[START OF Data block]

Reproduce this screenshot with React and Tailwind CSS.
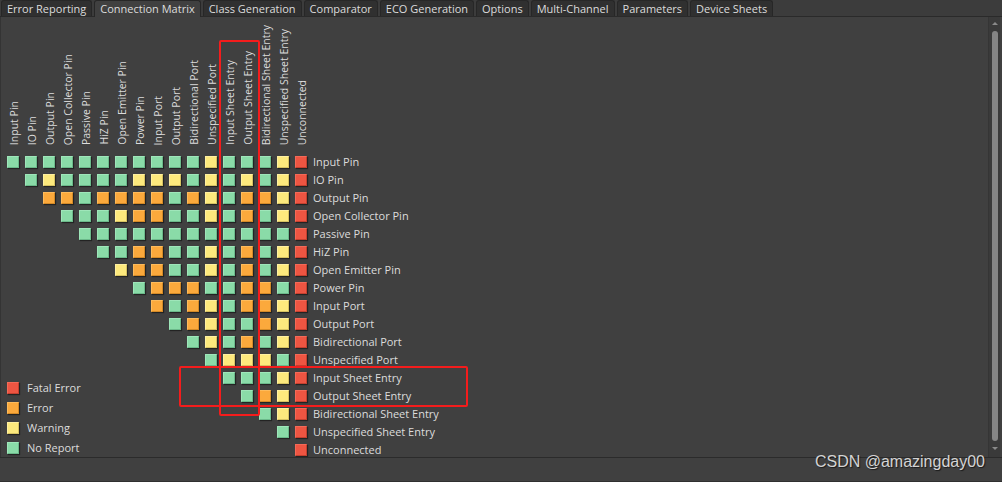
import React from 'react';

const tabs = [
  'Error Reporting',
  'Connection Matrix',
  'Class Generation',
  'Comparator',
  'ECO Generation',
  'Options',
  'Multi-Channel',
  'Parameters',
  'Device Sheets',
];

const names = [
  'Input Pin',
  'IO Pin',
  'Output Pin',
  'Open Collector Pin',
  'Passive Pin',
  'HiZ Pin',
  'Open Emitter Pin',
  'Power Pin',
  'Input Port',
  'Output Port',
  'Bidirectional Port',
  'Unspecified Port',
  'Input Sheet Entry',
  'Output Sheet Entry',
  'Bidirectional Sheet Entry',
  'Unspecified Sheet Entry',
  'Unconnected',
];

// row i starts at column i
const matrix = [
  'GGGGGGGGGGGYGGGYR',
  'GYGGGGYYYGYGYGYR',
  'OOGOOOOGOYGOOYR',
  'GGGYOOGGYGOGYR',
  'GGGGGGGGGGGGR',
  'GGOOGGYGOGYR',
  'YOOGGYGOGYR',
  'GOOOGGOOGR',
  'OGOYGOOYR',
  'GOYGGOYR',
  'GYGOGYR',
  'GYYYGR',
  'GGGYR',
  'GOYR',
  'GYR',
  'GR',
  'R',
];

const swatch = {
  G: 'bg-[#8adba8] border-b-[#6bb98a] border-r-[#6bb98a] border-t-[#9fe6ba] border-l-[#9fe6ba]',
  Y: 'bg-[#fde97d] border-b-[#d6c262] border-r-[#d6c262] border-t-[#fff0a0] border-l-[#fff0a0]',
  O: 'bg-[#fba93c] border-b-[#d48a27] border-r-[#d48a27] border-t-[#fdbb5c] border-l-[#fdbb5c]',
  R: 'bg-[#ee5542] border-b-[#c4402f] border-r-[#c4402f] border-t-[#f36a58] border-l-[#f36a58]',
};

const legend = [
  ['R', 'Fatal Error'],
  ['O', 'Error'],
  ['Y', 'Warning'],
  ['G', 'No Report'],
];

const Swatch = ({ kind }) => (
  <div className={`w-[12px] h-[12px] border shadow-[1px_1px_1px_rgba(0,0,0,0.45)] ${swatch[kind]}`} />
);

export default function App() {
  return (
    <div className="relative w-[1002px] h-[482px] bg-[#404040] flex flex-col overflow-hidden font-['Open_Sans',sans-serif] text-[#dcdcdc]">
      {/* tabs */}
      <div className="h-[17px] flex items-end gap-[2px] pl-[1px] bg-[#3c3c3c] border-b border-[#2a2a2a]">
        {tabs.map((t) => (
          <div
            key={t}
            className={`h-[16px] px-[5px] rounded-t-[3px] border border-b-0 border-[#272727] text-[11px] leading-[15px] whitespace-nowrap ${
              t === 'Connection Matrix' ? 'bg-[#404040] -mb-px h-[17px]' : 'bg-[#303030]'
            }`}
          >
            {t}
          </div>
        ))}
      </div>

      <div className="flex flex-1 min-h-0 border-l border-[#343434]">
        <div className="relative flex-1 overflow-hidden">
          <div className="grid grid-cols-[repeat(17,18px)_auto] grid-rows-[136px_repeat(17,18px)] pl-[3px]">
            {names.map((n, j) => (
              <div
                key={'h' + j}
                style={{ gridColumnStart: j + 1, gridRowStart: 1 }}
                className="flex items-end justify-center pb-[8px]"
              >
                <span className="[writing-mode:vertical-rl] rotate-180 text-[10.5px] leading-[12px] whitespace-nowrap translate-x-[1px]">
                  {n}
                </span>
              </div>
            ))}

            {matrix.map((row, i) =>
              row.split('').map((k, n) => (
                <div
                  key={i + '-' + n}
                  style={{ gridColumnStart: i + n + 1, gridRowStart: i + 2 }}
                  className="flex items-center justify-center"
                >
                  <Swatch kind={k} />
                </div>
              ))
            )}

            {names.map((n, i) => (
              <div
                key={'l' + i}
                style={{ gridColumnStart: 18, gridRowStart: i + 2 }}
                className="flex items-center pl-[3px] text-[11px] whitespace-nowrap"
              >
                {n}
              </div>
            ))}

            <div className="col-start-1 col-end-9 row-start-14 row-end-19 flex flex-col gap-[8px] pt-[13px] pl-[3px]">
              {legend.map(([k, label]) => (
                <div key={label} className="flex items-center gap-[8px] h-[12px]">
                  <Swatch kind={k} />
                  <span className="text-[11px] leading-[12px]">{label}</span>
                </div>
              ))}
            </div>
          </div>

          {/* red annotation boxes */}
          <div className="absolute left-[218px] top-[23px] w-[41px] h-[376px] border-2 border-[#f41c1c] rounded-[2px]" />
          <div className="absolute left-[178px] top-[349px] w-[289px] h-[41px] border-2 border-[#f41c1c] rounded-[2px]" />
        </div>

        {/* scrollbar */}
        <div className="w-[12px] mr-[2px] bg-[#3a3a3a] border-l border-[#353535] flex flex-col items-center pt-[5px] pb-[7px]">
          <div className="w-0 h-0 border-x-[3px] border-x-transparent border-b-[3px] border-b-[#8a8a8a]" />
          <div className="w-[6px] flex-1 mt-[6px] mb-[6px] rounded-full bg-[#858585]" />
          <div className="w-0 h-0 border-x-[3px] border-x-transparent border-t-[3px] border-t-[#8a8a8a]" />
        </div>
      </div>

      <div className="h-[25px] bg-[#404040] border-t border-[#2b2b2b] border-b border-b-[#2f2f2f]" />

      <div className="absolute right-[17px] top-[454px] text-[16px] leading-[16px] font-['Liberation_Sans',sans-serif] text-[#d4d4d4] [text-shadow:1px_1px_1px_rgba(0,0,0,0.6)]">
        CSDN @amazingday00
      </div>
    </div>
  );
}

[END OF Data block]

Exercise instructions: Each line of the material must be retyped exactly, except that images are omitted.

The result:
Reproduce this screenshot with React and Tailwind CSS.
import React from 'react';

const tabs = [
  'Error Reporting',
  'Connection Matrix',
  'Class Generation',
  'Comparator',
  'ECO Generation',
  'Options',
  'Multi-Channel',
  'Parameters',
  'Device Sheets',
];

const names = [
  'Input Pin',
  'IO Pin',
  'Output Pin',
  'Open Collector Pin',
  'Passive Pin',
  'HiZ Pin',
  'Open Emitter Pin',
  'Power Pin',
  'Input Port',
  'Output Port',
  'Bidirectional Port',
  'Unspecified Port',
  'Input Sheet Entry',
  'Output Sheet Entry',
  'Bidirectional Sheet Entry',
  'Unspecified Sheet Entry',
  'Unconnected',
];

// row i starts at column i
const matrix = [
  'GGGGGGGGGGGYGGGYR',
  'GYGGGGYYYGYGYGYR',
  'OOGOOOOGOYGOOYR',
  'GGGYOOGGYGOGYR',
  'GGGGGGGGGGGGR',
  'GGOOGGYGOGYR',
  'YOOGGYGOGYR',
  'GOOOGGOOGR',
  'OGOYGOOYR',
  'GOYGGOYR',
  'GYGOGYR',
  'GYYYGR',
  'GGGYR',
  'GOYR',
  'GYR',
  'GR',
  'R',
];

const swatch = {
  G: 'bg-[#8adba8] border-b-[#6bb98a] border-r-[#6bb98a] border-t-[#9fe6ba] border-l-[#9fe6ba]',
  Y: 'bg-[#fde97d] border-b-[#d6c262] border-r-[#d6c262] border-t-[#fff0a0] border-l-[#fff0a0]',
  O: 'bg-[#fba93c] border-b-[#d48a27] border-r-[#d48a27] border-t-[#fdbb5c] border-l-[#fdbb5c]',
  R: 'bg-[#ee5542] border-b-[#c4402f] border-r-[#c4402f] border-t-[#f36a58] border-l-[#f36a58]',
};

const legend = [
  ['R', 'Fatal Error'],
  ['O', 'Error'],
  ['Y', 'Warning'],
  ['G', 'No Report'],
];

const Swatch = ({ kind }) => (
  <div className={`w-[12px] h-[12px] border shadow-[1px_1px_1px_rgba(0,0,0,0.45)] ${swatch[kind]}`} />
);

export default function App() {
  return (
    <div className="relative w-[1002px] h-[482px] bg-[#404040] flex flex-col overflow-hidden font-['Open_Sans',sans-serif] text-[#dcdcdc]">
      {/* tabs */}
      <div className="h-[17px] flex items-end gap-[2px] pl-[1px] bg-[#3c3c3c] border-b border-[#2a2a2a]">
        {tabs.map((t) => (
          <div
            key={t}
            className={`h-[16px] px-[5px] rounded-t-[3px] border border-b-0 border-[#272727] text-[11px] leading-[15px] whitespace-nowrap ${
              t === 'Connection Matrix' ? 'bg-[#404040] -mb-px h-[17px]' : 'bg-[#303030]'
            }`}
          >
            {t}
          </div>
        ))}
      </div>

      <div className="flex flex-1 min-h-0 border-l border-[#343434]">
        <div className="relative flex-1 overflow-hidden">
          <div className="grid grid-cols-[repeat(17,18px)_auto] grid-rows-[136px_repeat(17,18px)] pl-[3px]">
            {names.map((n, j) => (
              <div
                key={'h' + j}
                style={{ gridColumnStart: j + 1, gridRowStart: 1 }}
                className="flex items-end justify-center pb-[8px]"
              >
                <span className="[writing-mode:vertical-rl] rotate-180 text-[10.5px] leading-[12px] whitespace-nowrap translate-x-[1px]">
                  {n}
                </span>
              </div>
            ))}

            {matrix.map((row, i) =>
              row.split('').map((k, n) => (
                <div
                  key={i + '-' + n}
                  style={{ gridColumnStart: i + n + 1, gridRowStart: i + 2 }}
                  className="flex items-center justify-center"
                >
                  <Swatch kind={k} />
                </div>
              ))
            )}

            {names.map((n, i) => (
              <div
                key={'l' + i}
                style={{ gridColumnStart: 18, gridRowStart: i + 2 }}
                className="flex items-center pl-[3px] text-[11px] whitespace-nowrap"
              >
                {n}
              </div>
            ))}

            <div className="col-start-1 col-end-9 row-start-14 row-end-19 flex flex-col gap-[8px] pt-[13px] pl-[3px]">
              {legend.map(([k, label]) => (
                <div key={label} className="flex items-center gap-[8px] h-[12px]">
                  <Swatch kind={k} />
                  <span className="text-[11px] leading-[12px]">{label}</span>
                </div>
              ))}
            </div>
          </div>

          {/* red annotation boxes */}
          <div className="absolute left-[218px] top-[23px] w-[41px] h-[376px] border-2 border-[#f41c1c] rounded-[2px]" />
          <div className="absolute left-[178px] top-[349px] w-[289px] h-[41px] border-2 border-[#f41c1c] rounded-[2px]" />
        </div>

        {/* scrollbar */}
        <div className="w-[12px] mr-[2px] bg-[#3a3a3a] border-l border-[#353535] flex flex-col items-center pt-[5px] pb-[7px]">
          <div className="w-0 h-0 border-x-[3px] border-x-transparent border-b-[3px] border-b-[#8a8a8a]" />
          <div className="w-[6px] flex-1 mt-[6px] mb-[6px] rounded-full bg-[#858585]" />
          <div className="w-0 h-0 border-x-[3px] border-x-transparent border-t-[3px] border-t-[#8a8a8a]" />
        </div>
      </div>

      <div className="h-[25px] bg-[#404040] border-t border-[#2b2b2b] border-b border-b-[#2f2f2f]" />

      <div className="absolute right-[17px] top-[454px] text-[16px] leading-[16px] font-['Liberation_Sans',sans-serif] text-[#d4d4d4] [text-shadow:1px_1px_1px_rgba(0,0,0,0.6)]">
        CSDN @amazingday00
      </div>
    </div>
  );
}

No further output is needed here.